What you are asked to do: Return the whole listing, line for line, without the pictures in it.

Recorded data:
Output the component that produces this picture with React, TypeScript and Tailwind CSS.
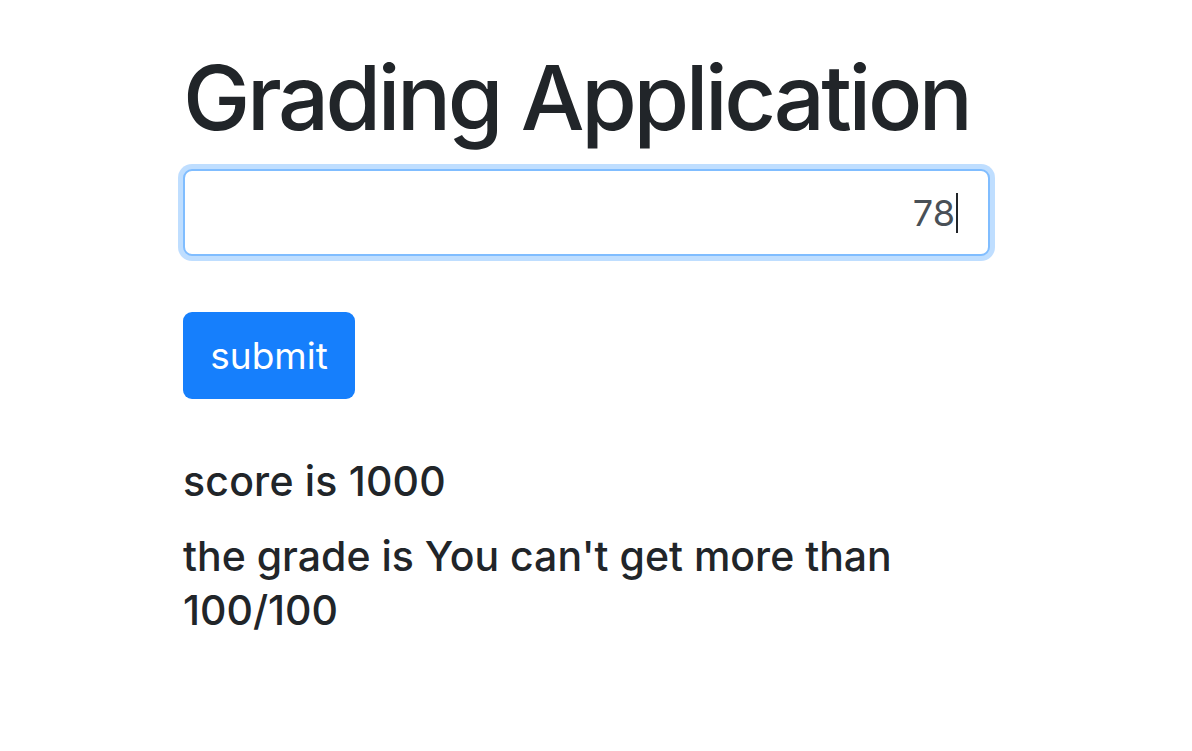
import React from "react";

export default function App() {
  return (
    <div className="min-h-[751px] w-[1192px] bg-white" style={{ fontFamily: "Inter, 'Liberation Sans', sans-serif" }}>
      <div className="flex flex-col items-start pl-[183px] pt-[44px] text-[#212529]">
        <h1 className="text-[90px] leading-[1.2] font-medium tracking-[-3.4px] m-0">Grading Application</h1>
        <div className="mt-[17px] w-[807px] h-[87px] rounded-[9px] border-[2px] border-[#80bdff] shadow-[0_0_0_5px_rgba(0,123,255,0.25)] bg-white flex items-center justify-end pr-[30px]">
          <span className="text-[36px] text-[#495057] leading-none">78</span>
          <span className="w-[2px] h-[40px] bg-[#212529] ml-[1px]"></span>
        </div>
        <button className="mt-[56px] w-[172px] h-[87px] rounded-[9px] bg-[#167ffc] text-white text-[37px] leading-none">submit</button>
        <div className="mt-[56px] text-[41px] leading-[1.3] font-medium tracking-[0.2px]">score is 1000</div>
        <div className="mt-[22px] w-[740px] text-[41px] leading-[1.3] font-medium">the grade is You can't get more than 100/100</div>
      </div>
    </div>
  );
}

Solution below:
Output the component that produces this picture with React, TypeScript and Tailwind CSS.
import React from "react";

export default function App() {
  return (
    <div className="min-h-[751px] w-[1192px] bg-white" style={{ fontFamily: "Inter, 'Liberation Sans', sans-serif" }}>
      <div className="flex flex-col items-start pl-[183px] pt-[44px] text-[#212529]">
        <h1 className="text-[90px] leading-[1.2] font-medium tracking-[-3.4px] m-0">Grading Application</h1>
        <div className="mt-[17px] w-[807px] h-[87px] rounded-[9px] border-[2px] border-[#80bdff] shadow-[0_0_0_5px_rgba(0,123,255,0.25)] bg-white flex items-center justify-end pr-[30px]">
          <span className="text-[36px] text-[#495057] leading-none">78</span>
          <span className="w-[2px] h-[40px] bg-[#212529] ml-[1px]"></span>
        </div>
        <button className="mt-[56px] w-[172px] h-[87px] rounded-[9px] bg-[#167ffc] text-white text-[37px] leading-none">submit</button>
        <div className="mt-[56px] text-[41px] leading-[1.3] font-medium tracking-[0.2px]">score is 1000</div>
        <div className="mt-[22px] w-[740px] text-[41px] leading-[1.3] font-medium">the grade is You can't get more than 100/100</div>
      </div>
    </div>
  );
}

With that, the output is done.